Classification Process (Today)
Machine-assisted methods generate candidate codes using business descriptions and activity signals aligned to published taxonomy definitions.
Automated checks evaluate candidate codes against hierarchy rules, included and excluded activity definitions, and common boundary conditions.
Ambiguous cases, multi-activity establishments, and records requiring documentation are reviewed using standards-based criteria.
Ongoing monitoring, drift checks, and feedback signals inform targeted improvements to reference content and classification workflows.
Stewardship: The platform is maintained across classification research, data engineering, and quality governance to support clearer interpretation, stronger documentation, and more consistent classification over time.
Governance note: Stewardship, review accountability, and platform-governance materials are documented in the Authority & Trust Hub.
Our Mission
The mission of SICCODE.com is to provide clear, accurate, and accessible industry classification data while maintaining transparency in how classifications are determined, interpreted, and updated.
What that mission includes
- Preserving free public access to essential classification tools
- Publishing methodology and governance information openly
- Updating reference materials as industries and classification needs evolve
Where services fit in
- Supporting organizations that need compliance-grade classification help
- Helping teams apply industry codes across internal records and data systems
- Providing scale, review, and documentation when lookup alone is not enough
Independence and Scope
SICCODE.com is an independent resource.
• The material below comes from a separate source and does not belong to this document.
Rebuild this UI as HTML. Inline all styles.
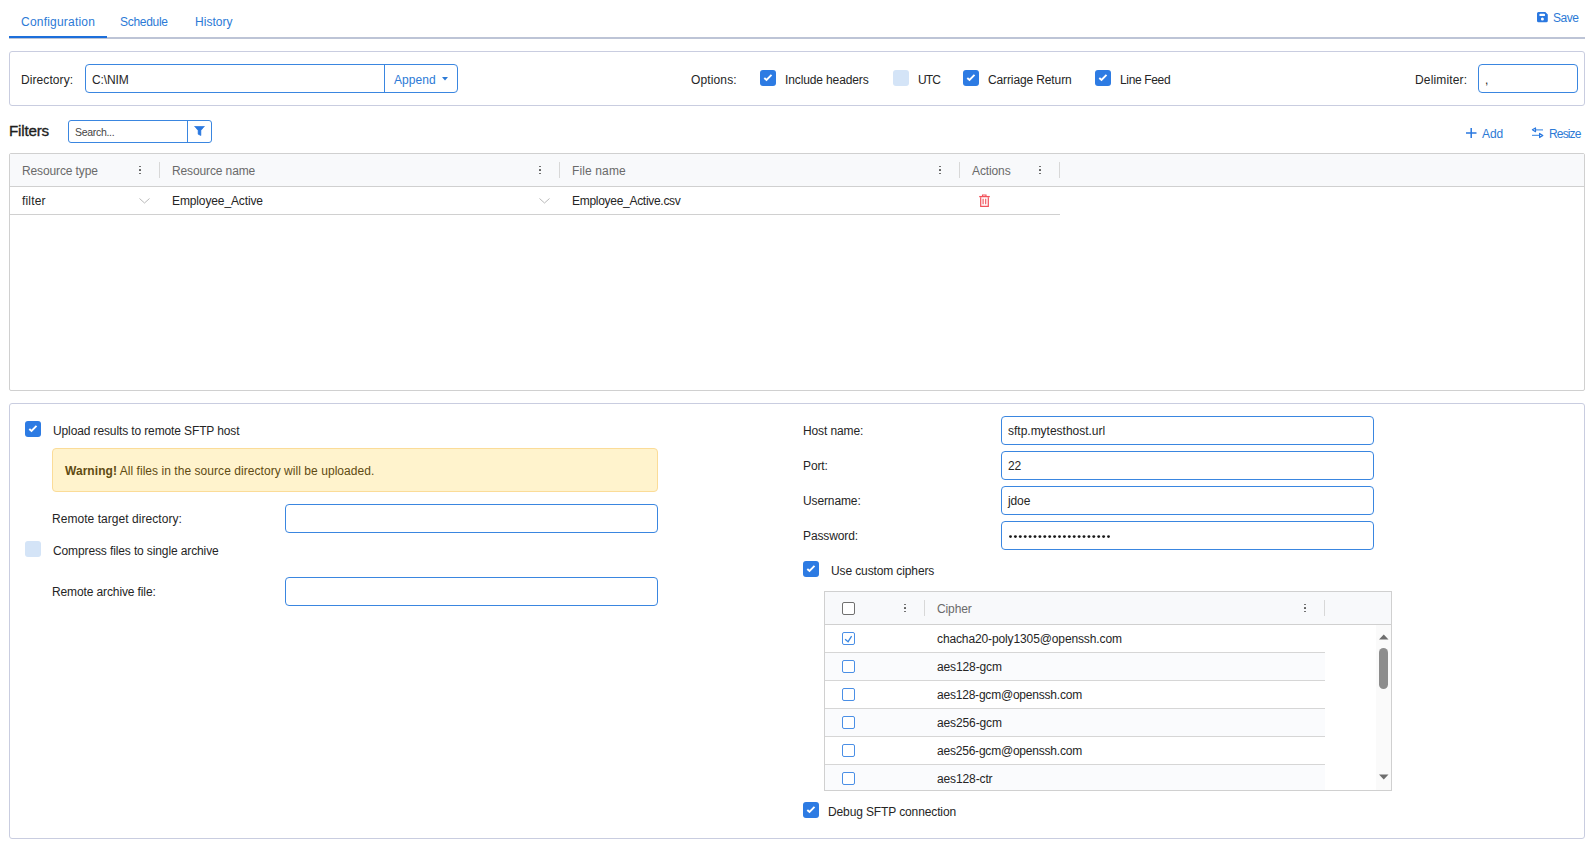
<!DOCTYPE html>
<html><head><meta charset="utf-8">
<style>
*{box-sizing:border-box;margin:0;padding:0}
html,body{width:1592px;height:846px;overflow:hidden;background:#fff}
body{position:relative;font-family:"Liberation Sans",sans-serif;font-size:12px;color:#252525}
.a{position:absolute}
.t{position:absolute;white-space:nowrap;line-height:14px;letter-spacing:-0.12px}
.blue{color:#2c7ad6}
.cb{position:absolute;width:16px;height:16px;border-radius:3px;background:#2d7be3}
.cb svg{position:absolute;left:0;top:0}
.cbu{position:absolute;width:16px;height:16px;border-radius:3px;background:#d4e4f7}
.inp{position:absolute;border:1px solid #3a86e0;border-radius:4px;background:#fff}
.panel{position:absolute;border:1px solid #c9cde0;border-radius:3px}
.hd{color:#6a6a6a}
.keb{position:absolute;width:2px}
.keb i{position:absolute;left:0;width:1.7px;height:1.7px;background:#5f5f5f;border-radius:0.5px}
.sep{position:absolute;width:1px;background:#d8d8d8}
.ccb{position:absolute;width:13px;height:13px;border:1px solid #4a8fe6;border-radius:2px;background:#fff}
</style></head><body>

<!-- Tabs -->
<div class="t blue" style="left:21px;top:15px;letter-spacing:0.21px;">Configuration</div>
<div class="t blue" style="left:120px;top:15px;letter-spacing:-0.3px">Schedule</div>
<div class="t blue" style="left:195px;top:15px;letter-spacing:0.03px;">History</div>
<div class="a" style="left:9px;top:37px;width:1576px;height:2px;background:#bdc4d6"></div>
<div class="a" style="left:9px;top:36px;width:98px;height:2px;background:#1c6fdb"></div>

<!-- Save -->
<svg class="a" style="left:1537px;top:12px" width="11" height="11" viewBox="0 0 11 11"><path d="M1.5 0H8.3L10.8 2.5V8.8A1.5 1.5 0 0 1 9.3 10.3H1.5A1.5 1.5 0 0 1 0 8.8V1.5A1.5 1.5 0 0 1 1.5 0Z" fill="#2a78e0"/><rect x="2.4" y="1.7" width="5.6" height="2.4" rx="0.9" fill="#fff"/><circle cx="5.4" cy="7.1" r="1.5" fill="#fff"/></svg>
<div class="t blue" style="left:1553px;top:11px;letter-spacing:-0.45px">Save</div>

<!-- Options panel -->
<div class="panel" style="left:9px;top:51px;width:1576px;height:55px;"></div>
<div class="t" style="left:21px;top:73px;letter-spacing:0.08px;">Directory:</div>
<div class="inp" style="left:85px;top:64px;width:373px;height:29px;"></div>
<div class="a" style="left:384px;top:64px;width:1px;height:29px;background:#3a86e0"></div>
<div class="t" style="left:92px;top:73px;">C:\NIM</div>
<div class="t blue" style="left:394px;top:73px;letter-spacing:0.08px;">Append</div>
<svg class="a" style="left:442px;top:77px" width="6" height="4"><path d="M0 0H6L3 3.5Z" fill="#2c7ad6"/></svg>

<div class="t" style="left:691px;top:73px;letter-spacing:0.13px;">Options:</div>
<div class="cb" style="left:760px;top:70px;"><svg width="16" height="16"><path d="M4.3 8L6.5 10L11.5 4.9" stroke="#fff" stroke-width="1.9" fill="none"/></svg></div>
<div class="t" style="left:785px;top:73px;">Include headers</div>
<div class="cbu" style="left:893px;top:70px;"></div>
<div class="t" style="left:918px;top:73px;letter-spacing:-0.9px">UTC</div>
<div class="cb" style="left:963px;top:70px;"><svg width="16" height="16"><path d="M4.3 8L6.5 10L11.5 4.9" stroke="#fff" stroke-width="1.9" fill="none"/></svg></div>
<div class="t" style="left:988px;top:73px;">Carriage Return</div>
<div class="cb" style="left:1095px;top:70px;"><svg width="16" height="16"><path d="M4.3 8L6.5 10L11.5 4.9" stroke="#fff" stroke-width="1.9" fill="none"/></svg></div>
<div class="t" style="left:1120px;top:73px;letter-spacing:-0.35px">Line Feed</div>

<div class="t" style="left:1415px;top:73px;letter-spacing:0.15px;">Delimiter:</div>
<div class="inp" style="left:1478px;top:64px;width:100px;height:29px;"></div>
<div class="t" style="left:1485px;top:73px;">,</div>

<!-- Filters -->
<div class="t" style="left:9px;top:121.5px;font-size:15.2px;line-height:18px;color:#1e1e1e;letter-spacing:-0.2px;-webkit-text-stroke:0.35px #1e1e1e">Filters</div>
<div class="inp" style="left:68px;top:120px;width:144px;height:23px;border-radius:3px"></div>
<div class="a" style="left:187px;top:120px;width:1px;height:23px;background:#3a86e0"></div>
<div class="t" style="left:75px;top:125px;font-size:10.5px;color:#444;letter-spacing:-0.3px">Search...</div>
<svg class="a" style="left:194px;top:126px" width="11" height="10" viewBox="0 0 11 10"><path d="M0.5 0.2H10.5L6.9 4.4V9.6L4.1 8.2V4.4Z" fill="#2a78e0" stroke="#2a78e0" stroke-width="0.6" stroke-linejoin="round"/></svg>

<svg class="a" style="left:1466px;top:128px" width="11" height="10"><path d="M5.2 0V10M0 5H10.5" stroke="#2a78e0" stroke-width="1.5"/></svg>
<div class="t blue" style="left:1482px;top:127px;">Add</div>
<svg class="a" style="left:1531px;top:127px" width="13" height="12" viewBox="0 0 13 12"><path d="M4.5 2.8H12M1 8.4H8.6" stroke="#5a9ae6" stroke-width="1.3"/><path d="M4.5 0.9L1.4 2.8L4.5 4.7Z" stroke="#2a78e0" stroke-width="1.2" fill="none" stroke-linejoin="round"/><path d="M8.6 6.4L11.8 8.4L8.6 10.5Z" stroke="#2a78e0" stroke-width="1.2" fill="none" stroke-linejoin="round"/></svg>
<div class="t blue" style="left:1549px;top:127px;letter-spacing:-0.85px">Resize</div>

<!-- Grid -->
<div class="a" style="left:9px;top:153px;width:1576px;height:238px;border:1px solid #d0d0d0;border-radius:2px"></div>
<div class="a" style="left:10px;top:154px;width:1574px;height:33px;background:#f8f9fb;border-bottom:1px solid #d0d0d0"></div>
<div class="t hd" style="left:22px;top:164px;">Resource type</div>
<div class="t hd" style="left:172px;top:164px;">Resource name</div>
<div class="t hd" style="left:572px;top:164px;letter-spacing:0.13px;">File name</div>
<div class="t hd" style="left:972px;top:164px;">Actions</div>
<div class="keb" style="left:139px;top:165px;height:10px"><i style="top:0.5px"></i><i style="top:4px"></i><i style="top:7.5px"></i></div>
<div class="keb" style="left:539px;top:165px;height:10px"><i style="top:0.5px"></i><i style="top:4px"></i><i style="top:7.5px"></i></div>
<div class="keb" style="left:939px;top:165px;height:10px"><i style="top:0.5px"></i><i style="top:4px"></i><i style="top:7.5px"></i></div>
<div class="keb" style="left:1039px;top:165px;height:10px"><i style="top:0.5px"></i><i style="top:4px"></i><i style="top:7.5px"></i></div>
<div class="sep" style="left:159px;top:162px;height:16px"></div>
<div class="sep" style="left:559px;top:162px;height:16px"></div>
<div class="sep" style="left:959px;top:162px;height:16px"></div>
<div class="sep" style="left:1059px;top:162px;height:16px"></div>
<div class="a" style="left:10px;top:214px;width:1050px;height:1px;background:#d0d0d0"></div>
<div class="t" style="left:22px;top:194px;letter-spacing:0.18px;">filter</div>
<svg class="a" style="left:139px;top:198px" width="11" height="6"><path d="M0.5 0.5L5.5 5L10.5 0.5" stroke="#b9b9b9" stroke-width="1" fill="none"/></svg>
<div class="t" style="left:172px;top:194px;">Employee_Active</div>
<svg class="a" style="left:539px;top:198px" width="11" height="6"><path d="M0.5 0.5L5.5 5L10.5 0.5" stroke="#b9b9b9" stroke-width="1" fill="none"/></svg>
<div class="t" style="left:572px;top:194px;letter-spacing:-0.29px;">Employee_Active.csv</div>
<svg class="a" style="left:979px;top:194px" width="11" height="13" viewBox="0 0 11 13"><path d="M0.2 2.6H10.8" stroke="#f1525b" stroke-width="1.3"/><path d="M3.5 2.2V1H7V2.2" stroke="#f1525b" stroke-width="1.1" fill="none"/><path d="M1.7 3.2V12.3H9.3V3.2" stroke="#f1525b" stroke-width="1.2" fill="none"/><path d="M4.1 4.8V10.3M6.7 4.8V10.3" stroke="#f1525b" stroke-width="1.1"/></svg>

<!-- Bottom panel -->
<div class="panel" style="left:9px;top:403px;width:1576px;height:436px;"></div>
<div class="cb" style="left:25px;top:421px;"><svg width="16" height="16"><path d="M4.3 8L6.5 10L11.5 4.9" stroke="#fff" stroke-width="1.9" fill="none"/></svg></div>
<div class="t" style="left:53px;top:424px;">Upload results to remote SFTP host</div>
<div class="a" style="left:52px;top:448px;width:606px;height:44px;background:#fff3cd;border:1px solid #fbdc98;border-radius:4px"></div>
<div class="t" style="left:65px;top:464px;color:#5f4b12;letter-spacing:0.05px"><b>Warning!</b> All files in the source directory will be uploaded.</div>
<div class="t" style="left:52px;top:512px;letter-spacing:0.05px;">Remote target directory:</div>
<div class="inp" style="left:285px;top:504px;width:373px;height:29px;"></div>
<div class="cbu" style="left:25px;top:541px;"></div>
<div class="t" style="left:53px;top:544px;">Compress files to single archive</div>
<div class="t" style="left:52px;top:585px;">Remote archive file:</div>
<div class="inp" style="left:285px;top:577px;width:373px;height:29px;"></div>

<div class="t" style="left:803px;top:424px;">Host name:</div>
<div class="inp" style="left:1001px;top:416px;width:373px;height:29px;"></div>
<div class="t" style="left:1008px;top:424px;letter-spacing:-0.01px;">sftp.mytesthost.url</div>
<div class="t" style="left:803px;top:459px;">Port:</div>
<div class="inp" style="left:1001px;top:451px;width:373px;height:29px;"></div>
<div class="t" style="left:1008px;top:459px;">22</div>
<div class="t" style="left:803px;top:494px;">Username:</div>
<div class="inp" style="left:1001px;top:486px;width:373px;height:29px;"></div>
<div class="t" style="left:1008px;top:494px;">jdoe</div>
<div class="t" style="left:803px;top:529px;">Password:</div>
<div class="inp" style="left:1001px;top:521px;width:373px;height:29px;"></div>
<svg class="a" style="left:1009px;top:535px" width="104" height="4" fill="#1a1a1a"><circle cx="1.50" cy="1.6" r="1.45"/><circle cx="6.40" cy="1.6" r="1.45"/><circle cx="11.30" cy="1.6" r="1.45"/><circle cx="16.20" cy="1.6" r="1.45"/><circle cx="21.10" cy="1.6" r="1.45"/><circle cx="26.00" cy="1.6" r="1.45"/><circle cx="30.90" cy="1.6" r="1.45"/><circle cx="35.80" cy="1.6" r="1.45"/><circle cx="40.70" cy="1.6" r="1.45"/><circle cx="45.60" cy="1.6" r="1.45"/><circle cx="50.50" cy="1.6" r="1.45"/><circle cx="55.40" cy="1.6" r="1.45"/><circle cx="60.30" cy="1.6" r="1.45"/><circle cx="65.20" cy="1.6" r="1.45"/><circle cx="70.10" cy="1.6" r="1.45"/><circle cx="75.00" cy="1.6" r="1.45"/><circle cx="79.90" cy="1.6" r="1.45"/><circle cx="84.80" cy="1.6" r="1.45"/><circle cx="89.70" cy="1.6" r="1.45"/><circle cx="94.60" cy="1.6" r="1.45"/><circle cx="99.50" cy="1.6" r="1.45"/></svg>
<div class="cb" style="left:803px;top:561px;"><svg width="16" height="16"><path d="M4.3 8L6.5 10L11.5 4.9" stroke="#fff" stroke-width="1.9" fill="none"/></svg></div>
<div class="t" style="left:831px;top:564px;">Use custom ciphers</div>

<!-- Cipher grid -->
<div class="a" style="left:824px;top:591px;width:568px;height:200px;border:1px solid #d0d0d0;overflow:hidden">
<div class="a" style="left:0;top:0;width:566px;height:33px;background:#f8f9fb;border-bottom:1px solid #d0d0d0"></div>
<div class="ccb" style="left:17px;top:10px;border-color:#707070"></div>
<div class="keb" style="left:79px;top:11px;height:10px"><i style="top:0.5px"></i><i style="top:4px"></i><i style="top:7.5px"></i></div>
<div class="sep" style="left:99px;top:8px;height:16px"></div>
<div class="t hd" style="left:112px;top:10px;">Cipher</div>
<div class="keb" style="left:479px;top:11px;height:10px"><i style="top:0.5px"></i><i style="top:4px"></i><i style="top:7.5px"></i></div>
<div class="sep" style="left:499px;top:8px;height:16px"></div>
<div class="a" style="left:0;top:60px;width:500px;height:1px;background:#d6d6d6"></div>
<div class="ccb" style="left:17px;top:40px"><svg width="13" height="13" style="position:absolute;left:-1px;top:-1px"><path d="M3.1 7.2L6.1 9.7L9.6 4.2" stroke="#3a86e0" stroke-width="1.3" fill="none"/></svg></div>
<div class="t" style="left:112px;top:40px;">chacha20-poly1305@openssh.com</div>
<div class="a" style="left:0;top:61px;width:500px;height:27px;background:#fafbfd"></div>
<div class="a" style="left:0;top:88px;width:500px;height:1px;background:#d6d6d6"></div>
<div class="ccb" style="left:17px;top:68px"></div>
<div class="t" style="left:112px;top:68px;">aes128-gcm</div>
<div class="a" style="left:0;top:116px;width:500px;height:1px;background:#d6d6d6"></div>
<div class="ccb" style="left:17px;top:96px"></div>
<div class="t" style="left:112px;top:96px;letter-spacing:-0.21px;">aes128-gcm@openssh.com</div>
<div class="a" style="left:0;top:117px;width:500px;height:27px;background:#fafbfd"></div>
<div class="a" style="left:0;top:144px;width:500px;height:1px;background:#d6d6d6"></div>
<div class="ccb" style="left:17px;top:124px"></div>
<div class="t" style="left:112px;top:124px;">aes256-gcm</div>
<div class="a" style="left:0;top:172px;width:500px;height:1px;background:#d6d6d6"></div>
<div class="ccb" style="left:17px;top:152px"></div>
<div class="t" style="left:112px;top:152px;letter-spacing:-0.21px;">aes256-gcm@openssh.com</div>
<div class="a" style="left:0;top:173px;width:500px;height:27px;background:#fafbfd"></div>
<div class="a" style="left:0;top:200px;width:500px;height:1px;background:#d6d6d6"></div>
<div class="ccb" style="left:17px;top:180px"></div>
<div class="t" style="left:112px;top:180px;">aes128-ctr</div>
<div class="a" style="left:551px;top:33px;width:15px;height:166px;background:#fafafa"></div>
<svg class="a" style="left:554px;top:42px" width="10" height="6"><path d="M0 5.5H9.5L4.75 0.5Z" fill="#6e6e6e"/></svg>
<div class="a" style="left:554px;top:56px;width:9px;height:41px;background:#8d8d8d;border-radius:4.5px"></div>
<svg class="a" style="left:554px;top:182px" width="10" height="6"><path d="M0 0.5H9.5L4.75 5.5Z" fill="#6e6e6e"/></svg>
</div>

<div class="cb" style="left:803px;top:802px;"><svg width="16" height="16"><path d="M4.3 8L6.5 10L11.5 4.9" stroke="#fff" stroke-width="1.9" fill="none"/></svg></div>
<div class="t" style="left:828px;top:805px;">Debug SFTP connection</div>

</body></html>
It is not a government agency and does not replace official filings or determinations made by regulatory bodies. Its role is to help users understand, interpret, and apply official classification systems more accurately and consistently.
Looking Forward
Industry classification continues to grow more complex as businesses span multiple sectors, digital services evolve, and regulatory expectations expand. Ongoing work focuses on improving documentation clarity, strengthening governance transparency, expanding accuracy benchmarking, and supporting responsible automation with expert review.
What began in 1998 as a simple public reference has evolved, gradually and deliberately, into a maintained classification resource used across educational, research, and professional contexts.